One imagines him creeping through the boggy terrain, his collecting case clutched to his chest like a lover's locket, his eyes darting about for any sign of botanical competition.
Arethusa bulbosa, known to the gardening cognoscenti as Dragon's Mouth Orchid, graces the eastern and central parts of the United States and Canada, from South Carolina to Saskatchewan. A treasure, to be sure, and one that Hunt guarded with the ferocity of a dragon himself.
One of Hunt's former students, perhaps still nursing blistered feet, shared his recollections of his exacting mentor:
"Mr. Hunt was an expert in the preparation of his botanical specimens.
Hunt was ever-guarded in his knowledge of the locality. He did not believe in sharing it if he thought someone would exhaust it.
He knew only too well how many years of patient industry he had spent on his collection."
Indeed!
A man after my own heart.
Why share the location of a prized specimen when every amateur with secateurs might descend upon it like locusts on a wheat field?
The poor student continued with this rather breathless account:
"We journeyed many miles together and he always seemed 2 inches taller when we got into the woods.
He was a very rapid walker and when on a botanical excursion, it was a difficult matter to keep up with him.
I have a faint but pleasant recollection of running at his heels for a distance of 12 miles."
Twelve miles at a botanist's heel!
One cannot help but wonder if Hunt's rapid pace was designed to lose unwanted followers or if the thrill of the botanical hunt simply propelled him forward with unnatural vigor. Perhaps both.
The true gardener knows that nothing quickens the pulse quite like the prospect of discovering a rare specimen.
The Crataegus huntiana now stands as a leafy memorial to Edwin Hunt's botanical fervor.

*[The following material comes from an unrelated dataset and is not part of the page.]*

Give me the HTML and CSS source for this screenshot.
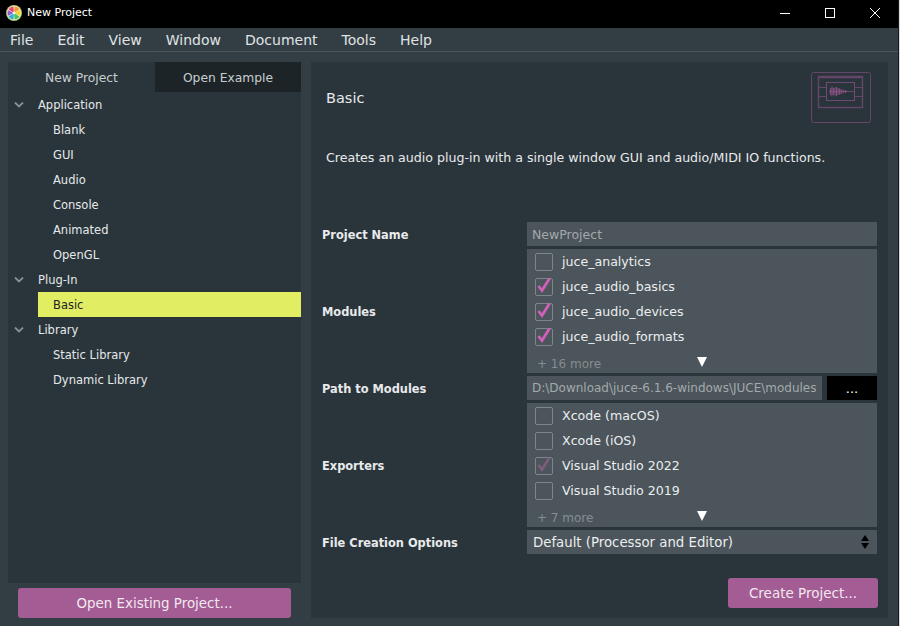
FILE: index.html
```html
<!DOCTYPE html>
<html lang="en">
<head>
<meta charset="utf-8">
<title>New Project</title>
<link rel="stylesheet" href="styles.css">
</head>
<body>
<div class="window">
  <header class="titlebar">
    <svg class="app-icon" width="16" height="16" viewBox="0 0 17 17">
      <circle cx="8.5" cy="8.5" r="8.5" fill="#b4c860"/>
      <circle cx="8.5" cy="8.5" r="7.4" fill="#f6f6ee"/>
      <path d="M8.5 8.5L9 1.6A7 7 0 0 1 14.4 4.8Z" fill="#f29a2e"/>
      <path d="M8.5 8.5L14.8 5.6A7 7 0 0 1 14.8 11.4Z" fill="#efd52c"/>
      <path d="M8.5 8.5L14.4 12.2A7 7 0 0 1 9 15.4Z" fill="#4cc35e"/>
      <path d="M8.5 8.5L8 15.4A7 7 0 0 1 2.6 12.2Z" fill="#2cb4d2"/>
      <path d="M8.5 8.5L2.2 11.4A7 7 0 0 1 2.2 5.6Z" fill="#8a5cd0"/>
      <path d="M8.5 8.5L2.6 4.8A7 7 0 0 1 8 1.6Z" fill="#ec4478"/>
      <circle cx="8.5" cy="8.5" r="1.5" fill="#f6f6ee"/>
    </svg>
    <span class="title-text">New Project</span>
    <div class="win-controls">
      <svg width="10" height="10" viewBox="0 0 10 10"><path d="M0 5.5H10" stroke="#fff"/></svg>
      <svg width="10" height="10" viewBox="0 0 10 10"><rect x="0.5" y="0.5" width="9" height="9" fill="none" stroke="#fff"/></svg>
      <svg width="10" height="10" viewBox="0 0 10 10"><path d="M0 0L10 10M10 0L0 10" stroke="#fff"/></svg>
    </div>
  </header>
  <nav class="menubar">
    <span>File</span><span>Edit</span><span>View</span><span>Window</span><span>Document</span><span>Tools</span><span>Help</span>
  </nav>
  <main class="content">
    <aside class="sidebar">
      <div class="side-panel">
        <div class="tabs">
          <div class="tab active">New Project</div>
          <div class="tab">Open Example</div>
        </div>
        <div class="tree">
          <div class="tree-row head"><svg class="chev" width="10" height="6" viewBox="0 0 10 6"><path d="M1 0.5L5 4.5L9 0.5" fill="none" stroke="#8a9194" stroke-width="1.8"/></svg>Application</div>
          <div class="tree-row leaf"><span>Blank</span></div>
          <div class="tree-row leaf"><span>GUI</span></div>
          <div class="tree-row leaf"><span>Audio</span></div>
          <div class="tree-row leaf"><span>Console</span></div>
          <div class="tree-row leaf"><span>Animated</span></div>
          <div class="tree-row leaf"><span>OpenGL</span></div>
          <div class="tree-row head"><svg class="chev" width="10" height="6" viewBox="0 0 10 6"><path d="M1 0.5L5 4.5L9 0.5" fill="none" stroke="#8a9194" stroke-width="1.8"/></svg>Plug-In</div>
          <div class="tree-row leaf selected"><span>Basic</span></div>
          <div class="tree-row head"><svg class="chev" width="10" height="6" viewBox="0 0 10 6"><path d="M1 0.5L5 4.5L9 0.5" fill="none" stroke="#8a9194" stroke-width="1.8"/></svg>Library</div>
          <div class="tree-row leaf"><span>Static Library</span></div>
          <div class="tree-row leaf"><span>Dynamic Library</span></div>
        </div>
      </div>
      <button class="action open-btn">Open Existing Project...</button>
    </aside>
    <section class="detail">
      <div class="detail-head">
        <h1>Basic</h1>
        <svg class="thumb" width="60" height="51" viewBox="0 0 60 51">
          <g fill="none" stroke="#64466a">
            <rect x="0.5" y="0.5" width="59" height="50" rx="2"/>
            <rect x="7.5" y="4.5" width="44" height="31" stroke-width="1.4"/>
            <path d="M7.5 5.5H51.5" stroke-width="1.5"/>
            <rect x="15.5" y="10.5" width="28" height="18" stroke="#704a76"/>
            <path d="M7.5 15.5H15.5M7.5 24.5H15.5M43.5 15.5H51.5M43.5 24.5H51.5M36 19.5H43.5"/>
            <path d="M19.5 16V23M21 14.5V24.5M22.5 16V23M24 15.5V23.5M25.5 15V24M27 16V23M28.5 16.5V22.5M30 17V22M32 17.5V21.5M34.5 18V21" stroke="#83507f" stroke-width="1.1"/>
            <path d="M18 19.5H36" stroke="#83507f"/>
          </g>
        </svg>
      </div>
      <p class="desc">Creates an audio plug-in with a single window GUI and audio/MIDI IO functions.</p>
      <div class="form">
        <div class="label name-label">Project Name</div>
        <div class="field name-field">NewProject</div>

        <div class="label">Modules</div>
        <div class="checks">
          <div class="check-row"><span class="box"></span>juce_analytics</div>
          <div class="check-row"><span class="box"><svg width="18" height="18" viewBox="0 0 18 18"><path d="M3.5 9L7 13.5L14.5 1.5" fill="none" stroke="#d060b8" stroke-width="2.8"/></svg></span>juce_audio_basics</div>
          <div class="check-row"><span class="box"><svg width="18" height="18" viewBox="0 0 18 18"><path d="M3.5 9L7 13.5L14.5 1.5" fill="none" stroke="#d060b8" stroke-width="2.8"/></svg></span>juce_audio_devices</div>
          <div class="check-row"><span class="box"><svg width="18" height="18" viewBox="0 0 18 18"><path d="M3.5 9L7 13.5L14.5 1.5" fill="none" stroke="#d060b8" stroke-width="2.8"/></svg></span>juce_audio_formats</div>
          <div class="more-row"><span>+ 16 more</span><i class="tri"></i></div>
        </div>

        <div class="label">Path to Modules</div>
        <div class="path-row">
          <div class="field path-field">D:\Download\juce-6.1.6-windows\JUCE\modules</div>
          <button class="browse">...</button>
        </div>

        <div class="label">Exporters</div>
        <div class="checks">
          <div class="check-row"><span class="box"></span>Xcode (macOS)</div>
          <div class="check-row"><span class="box"></span>Xcode (iOS)</div>
          <div class="check-row"><span class="box"><svg width="18" height="18" viewBox="0 0 18 18"><path d="M3.5 9L7 13.5L14.5 1.5" fill="none" stroke="#7d5c7e" stroke-width="2.8"/></svg></span>Visual Studio 2022</div>
          <div class="check-row"><span class="box"></span>Visual Studio 2019</div>
          <div class="more-row"><span>+ 7 more</span><i class="tri"></i></div>
        </div>

        <div class="label">File Creation Options</div>
        <div class="field combo">
          <span>Default (Processor and Editor)</span>
          <span class="arrows"><i class="up"></i><i class="down"></i></span>
        </div>
      </div>
      <div class="footer">
        <button class="action create-btn">Create Project...</button>
      </div>
    </section>
  </main>
</div>
</body>
</html>
```
FILE: styles.css
```css
* { box-sizing: border-box; }
html, body { margin: 0; padding: 0; }
body { background: #d8d8d8; font-family: "DejaVu Sans", sans-serif; font-size: 13px; color: #e8eaeb; }
.window { width: 899px; height: 626px; display: flex; flex-direction: column; overflow: hidden; background: #323e44; border-right: 1px solid #161a1c; }

.titlebar { height: 28px; background: #000; display: flex; align-items: center; padding: 0 0 3px 6px; color: #fff; font-size: 11px; flex: none; }
.app-icon { margin-right: 5px; }
.title-text { flex: 1; }
.win-controls { display: flex; align-items: center; gap: 35px; padding-right: 18px; }

.menubar { height: 24px; flex: none; display: flex; align-items: center; padding-left: 10px; gap: 24px; border-bottom: 1px solid #4a5559; font-size: 14px; color: #e0e3e4; background: #323e44; }

.content { flex: 1; display: flex; padding: 10px 10px 8px 8px; gap: 10px; min-height: 0; }

.sidebar { width: 293px; flex: none; display: flex; flex-direction: column; gap: 5px; }
.side-panel { flex: 1; background: #2a353b; display: flex; flex-direction: column; }
.tabs { display: flex; height: 30px; flex: none; font-size: 12.3px; }
.tab { flex: 1; display: flex; align-items: center; justify-content: center; background: #1c2427; color: #c9cdcf; padding-top: 1px; }
.tab.active { flex: none; width: 147px; background: #2a353b; }
.tree { font-size: 11.5px; }
.tree-row { height: 25px; display: flex; align-items: center; color: #e6e9ea; }
.tree-row.head { padding-left: 6px; }
.chev { margin-right: 14px; }
.tree-row.leaf { padding-left: 30px; }
.tree-row.leaf span { padding: 1px 0 0 15px; flex: 1; height: 25px; line-height: 25px; }
.tree-row.selected span { background: #e1ed62; color: #1c2427; }

.action { display: block; border: 0; background: #a45c94; color: #f2e8f0; font: inherit; font-size: 13.4px; height: 30px; border-radius: 3px; padding: 0; }
.open-btn { width: 273px; margin: 0 0 0 10px; flex: none; }

.detail { flex: 1; background: #2a353b; display: flex; flex-direction: column; padding: 0 10px 10px 11px; min-width: 0; }
.detail-head { display: flex; justify-content: space-between; align-items: flex-start; padding: 10px 7px 0 4px; height: 60px; flex: none; }
.detail-head h1 { margin: 16px 0 0; font-size: 14.5px; font-weight: 400; color: #e8eaeb; line-height: 20px; }
.desc { margin: 26px 0 0 4px; height: 20px; line-height: 20px; font-size: 12.6px; color: #e8eaeb; flex: none; white-space: nowrap; }

.form { display: grid; grid-template-columns: 205px 350px; grid-template-rows: 24px 124px 24px 124px 24px; row-gap: 3px; margin-top: 54px; flex: none; }
.label { align-self: center; font-weight: 700; font-size: 11.4px; color: #e8eaeb; padding-top: 2px; }
.field { background: #4b555b; display: flex; align-items: center; padding-left: 5px; color: #a3a9ac; font-size: 12.5px; }
.checks { background: #4b555b; display: flex; flex-direction: column; }
.check-row { height: 25px; display: flex; align-items: center; padding-left: 8px; color: #eceeef; flex: none; font-size: 12.6px; }
.box { width: 18px; height: 18px; border: 1.5px solid #7f868a; border-radius: 2px; margin-right: 9px; display: block; flex: none; position: relative; }
.box svg { position: absolute; left: -1.5px; top: -1.5px; display: block; }
.more-row { flex: 1; display: flex; align-items: flex-end; justify-content: space-between; padding: 0 170px 2px 10px; color: #868c90; font-size: 12px; }
.tri { width: 0; height: 0; border-left: 5px solid transparent; border-right: 5px solid transparent; border-top: 10px solid #fff; margin-bottom: 4px; }

.path-row { display: flex; gap: 5px; }
.path-field { flex: 1; min-width: 0; white-space: nowrap; overflow: hidden; font-size: 12px; }
.browse { width: 50px; flex: none; background: #000; color: #fff; border: 0; font: inherit; padding: 0; }

.combo { color: #eceeef; justify-content: space-between; padding-left: 6px; padding-right: 8px; font-size: 13.3px; }
.arrows { display: flex; flex-direction: column; gap: 2px; }
.arrows i { width: 0; height: 0; border-left: 4px solid transparent; border-right: 4px solid transparent; display: block; }
.arrows .up { border-bottom: 6px solid #000; }
.arrows .down { border-top: 6px solid #000; }

.footer { flex: 1; display: flex; justify-content: flex-end; align-items: flex-end; }
.create-btn { width: 150px; font-size: 13.5px; }
```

Fellow gardeners, let us take a moment to appreciate those who came before us, trampling through swamps and outpacing their students, all in service to botanical knowledge. Though perhaps we might consider a slightly more leisurely pace on our own expeditions, especially if we've brought companions.
One wonders what Hunt would make of our modern botanical databases and GPS coordinates.
Would he approve of such freely shared information, or would he guard his phone with the same jealousy he reserved for his secret orchid locations?